Lovisa is a Halloween genius. My description probably said, “People come to his desk and he’s confused,” but those small changes she made to his eyes and mouth as he thinks and reacts tell a story. And the office crew’s costumes all came direct from her brain. Pinhead! Wonderful execution, ripe for the season.
Jam of the Week
I like making movies starring middle schoolers (just dropped my 29th), and the first came when a kid rapped his poem in class and three friends danced along. One dancer was so epic that I soundtracked the footage with Larry Ellis and the Black Hammer’s sizzling “Funky Thing, Pt. 1” and generated what passed for school virality. The story I heard was that Larry Ellis’s van broke down on the way to studio, they had limited time and taped their warmup jam. And that was it; Parts 1 and 2 comprise their entire recorded output. Deep joyful funk, it opens Throwback Thriday every year, and the confused look on sixth grade faces was a visual complement to the music in my ears.
My Back Pages
I have so many of tantalizing beginnings that never went anywhere. On June 13, 2016, I created a file called “Did you fart?” that was just this.

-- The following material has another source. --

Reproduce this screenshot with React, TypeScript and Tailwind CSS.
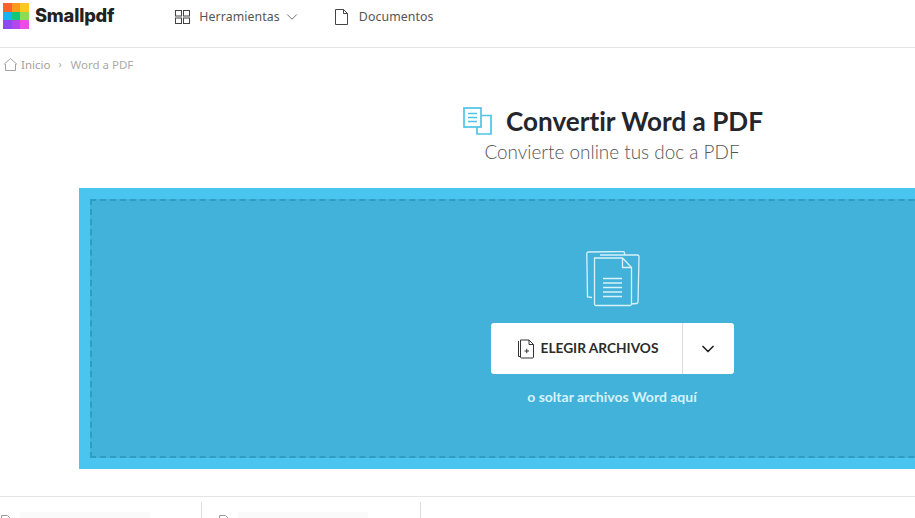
import { ChevronDown } from 'lucide-react';

function Logo() {
  const colors = ['#f9622c', '#fb9a1c', '#fdc91e', '#17b4f2', '#12c77a', '#8ddc55', '#8a4bf0', '#b446ee', '#ee4ae6'];
  return (
    <div className="grid h-[26px] w-[26px] grid-cols-3 grid-rows-3">
      {colors.map((c) => (
        <div key={c} style={{ backgroundColor: c }} />
      ))}
    </div>
  );
}

function FileRow() {
  return (
    <div className="flex items-start gap-[9px]">
      <svg width="10" height="8" viewBox="0 0 10 8" fill="none" stroke="#9a9a9a" strokeWidth="1" className="mt-[13px]">
        <path d="M.5 8V.5h6l3 3V8" />
      </svg>
      <div className="mt-[10px] h-[8px] w-[130px] bg-[#fafafa]" />
    </div>
  );
}

export default function App() {
  return (
    <div className="h-[518px] w-[915px] overflow-hidden bg-white font-['Noto_Sans',sans-serif] text-[#333]">
      <header className="flex h-[48px] items-center border-b border-[#e4e4e4] pb-[13px]">
        <div className="ml-[3px] flex items-center gap-[6px] pb-[2px]">
          <Logo />
          <span className="font-['Inter',sans-serif] text-[18.3px] font-extrabold tracking-[-0.2px] text-[#222]">Smallpdf</span>
        </div>
        <div className="ml-[60px] flex items-center gap-[8px]">
          <svg width="17" height="16" viewBox="0 0 17 16" fill="none" stroke="#444" strokeWidth="1">
            <rect x="1.5" y="1.5" width="6" height="5.5" />
            <rect x="9.5" y="1.5" width="6" height="5.5" />
            <rect x="1.5" y="9" width="6" height="5.5" />
            <rect x="9.5" y="9" width="6" height="5.5" />
          </svg>
          <span className="text-[12.3px] tracking-[0.1px] text-[#555]">Herramientas</span>
          <ChevronDown className="-ml-[5px] h-[18px] w-[18px] text-[#555]" strokeWidth={1.1} />
        </div>
        <div className="ml-[33px] flex items-center gap-[10px]">
          <svg width="15" height="18" viewBox="0 0 15 18" fill="none" stroke="#444" strokeWidth="1">
            <path d="M1.5 1.500h8l4 4v11h-12z" />
            <path d="M9.500 1.500v4h4" />
          </svg>
          <span className="text-[12.3px] tracking-[0.1px] text-[#555]">Documentos</span>
        </div>
      </header>

      <nav className="mt-[8px] flex items-center pl-[3px] text-[11.5px] text-[#aaa]">
        <svg width="15" height="15" viewBox="0 0 15 15" fill="none" stroke="#999" strokeWidth="0.9">
          <path d="M.8 7.500 7.500 1.500l6.700 6" />
          <path d="M2.500 7v6.500h10V7" />
        </svg>
        <span className="ml-[3px] text-[#a0a0a0]">Inicio</span>
        <span className="mx-[8px] text-[10px]">›</span>
        <span className="ml-[1px] text-[#aaa]">Word a PDF</span>
      </nav>

      <div className="ml-[79px] mt-[30px] w-[1066px]">
        <div className="flex flex-col items-center">
          <div className="flex items-center gap-[14px] pl-[2px]">
            <svg width="29" height="28" viewBox="0 0 29 28" fill="none" stroke="#4fc3e8" strokeWidth="1.7">
              <path d="M14 8.500h14v18.500H14V20" />
              <rect x="1" y="1" width="17" height="19" fill="#fff" />
              <path d="M5 6.500h9M5 10.500h9M5 14.500h9" strokeWidth="1.300" />
            </svg>
            <h1 className="font-['Lato',sans-serif] text-[26.1px] font-bold leading-[36px] tracking-[0.01px] text-[#24262b]">Convertir Word a PDF</h1>
          </div>
          <p className="font-['Lato',sans-serif] text-[18.9px] font-light leading-[26px] tracking-[0.01px] text-[#555]">
            Convierte online tus doc a PDF
          </p>
        </div>

        <div className="mt-[23px] h-[281px] bg-[#4ac5ef] p-[11px]">
          <div className="flex h-full flex-col items-center border-2 border-dashed border-[#2f9cc4] bg-[#42b2da] pt-[50px]">
            <svg width="54" height="56" viewBox="0 0 54 56" fill="none" stroke="#d8f1fa" strokeWidth="1.300" className="ml-[1px]">
              <path d="M6 46.500 1.500 46 .8 2.500q0-1.500 1.500-1.500L37 .5q1.500 0 1.500 1.500v2" />
              <path d="M14 4h37.500q1.500 0 1.500 1.500L52 51q0 1.500-1.500 1.500L45 53" />
              <path d="M8.500 7h28l9 9.500V53q0 1.500-1.500 1.500H10q-1.500 0-1.500-1.500z" fill="#42b2da" />
              <path d="M36.500 7v9.500h9" />
              <path d="M17 27.500h19M17 32h19M17 36.500h19M17 41h19M17 45.500h19" />
            </svg>
            <div className="mt-[16px] flex h-[51px] w-[243px] rounded-[3px] bg-white">
              <div className="flex flex-1 items-center justify-center gap-[6px] pl-[3px]">
                <svg width="18" height="20" viewBox="0 0 18 20" fill="none" stroke="#333" strokeWidth="1">
                  <path d="M3 17.500H1.500V2" />
                  <path d="M3.500 1h8.500l4.500 4.500V18q0 1-1 1h-11q-1 0-1-1z" />
                  <path d="M12 1v4.500h4.500" />
                  <path d="M7.500 12h4.500M9.750 9.750v4.500" />
                </svg>
                <span className="font-['Lato',sans-serif] text-[13.7px] font-bold text-[#2b2b2b]">ELEGIR ARCHIVOS</span>
              </div>
              <div className="flex w-[52px] items-center justify-center border-l border-[#dcdcdc]">
                <ChevronDown className="h-[20px] w-[20px] text-[#222]" strokeWidth={2} />
              </div>
            </div>
            <p className="mt-[14px] font-['Lato',sans-serif] text-[14px] font-bold leading-[18px] text-[#d6f2fb]">
              o soltar archivos Word aquí
            </p>
          </div>
        </div>
      </div>

      <div className="mt-[27px] border-t border-[#e4e4e4] pt-[5px]">
        <div className="flex h-[20px] items-start">
          <div className="h-full w-[202px] border-r border-[#ddd] pl-[1px]">
            <FileRow />
          </div>
          <div className="h-full w-[219px] border-r border-[#ddd] pl-[17px]">
            <FileRow />
          </div>
        </div>
      </div>
    </div>
  );
}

The plan was very simple. Ben Friedman approached.
“Hello, jerkweed. Time to meet your maker.”
“Hello, Ben. Wait a minute... did you just fart?”
And that was all I wrote. I think I was trying to get the idea down so I wouldn’t forget it, and what a tragedy it would be if this intriguing premise wasn’t preserved for eternity. Four months later, on October 18, I fleshed it out some.
“You did. You just farted!”
“No I didn’t.”
Al pinched his nose to show how bad it was. “It smells!”
Some people around started to agree. “I think Ben just farted.”
Ben panicked that he was losing control of the situation. “I’m here to kick your butt,” he said. “Come on.”
Al waved his hand in front of his nose. “Geneva Conventions, Ben. No biological warfare! You trying to get me weak so you can have an easier time fighting?”
Other kids were starting to laugh.
“Shut up! All of you!” Ben saw the kids laughing and started to leave. Then he ran away. Beth Coleman walked up to Al.
“Did you just talk your way out of a fight by pretending your opponent farted?”
“Is there a law against that?”
Kind of sitcom logic, in real life Ben would just beat the crap out of him. The next sentence veers in exciting new directions, and I’d be a lot more excited if it wasn’t the ending.
In fact, it made perfect sense that Al was so easily able to outsmart Ben. Despite both of them being in seventh grade, Al was, in fact, 37 years old.
What a twist! I also had another sentence that reads more like a note to myself than a continuation of the story.
Shrunk down or something? Spy thing? Mistake?